Alas, El Camino has only the brief appearance of Jane in flashback, one scene with Jesse’s mother, the dead body of a Latina housekeeper, and… a trio of prostitutes? In looking at IMDB, I found only one other speaking character who is not a white man: Jean, the customer looking for a new vacuum played by the venerable Marla Gibbs.
That scene portrays one of the very few glimpses of Albuquerque outside the crime world that Jesse longs to depart, and functions as a reminder of how that world is dominated by white guys. Breaking Bad has always been a more hermetically-sealed series in its constructed storyworld than many other contemporary serial programs, content to ignore the wide swaths of society that fall outside the main characters’ realm of influence (and this is a big contrast with Better Call Saul, which ranges wider in its scope). However the tight focus on Jesse moving from crime scene to accomplices and back leaves almost no room to see anything outside his immediate contacts, which means a parade of white male criminals.

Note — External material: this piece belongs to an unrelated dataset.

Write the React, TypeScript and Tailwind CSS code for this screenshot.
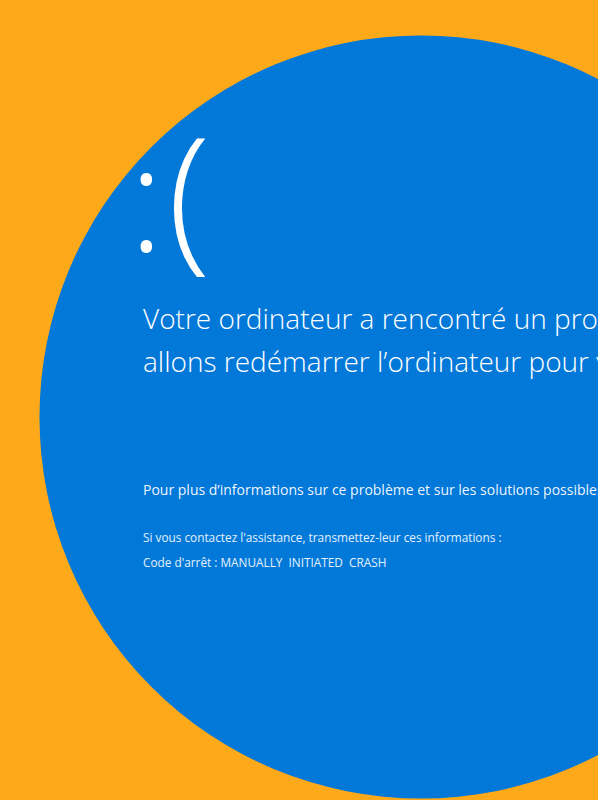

I think this is a telling instance of the power and importance of representation. It might “realistic” (whatever that means in this series) that all of Jesse’s interactions are with men in this tight little story, but the effect is to create a world where women are absent and excluded, and that exclusion is palpable and rings false. I doubt that Vince Gilligan set-out to tell a male-only story, but in keeping to his narrow character focus, he created such a narrative, I’d argue to its detriment.
So let me end with a pitch for another Breaking Bad movie, in case Vince Gilligan or his collaborators ever stumble across this post: make a movie offering a similar coda for Skyler Lambert (her birth name that she’s retaken to distance herself from Walt). I want flashbacks to what she went through after Walt leaves town, losing all of her assets, becoming a taxi dispatcher, grieving Hank with Marie, trying to parent her children in light of their father’s monstrosity, and ultimately attempting to rebuild a life while reconciling her own complicity and victimhood. It might not have the crime caper tension of El Camino, but it would deliver the emotional complexity, melodramatic ethics, and interpersonal relationships that were so vital to the original series. And just as spending two extra hours with Jesse was rewarding, I want more time with Skyler, Flynn, Marie, as well as flashbacks to Hank that such a story would deliver. She has earned that much.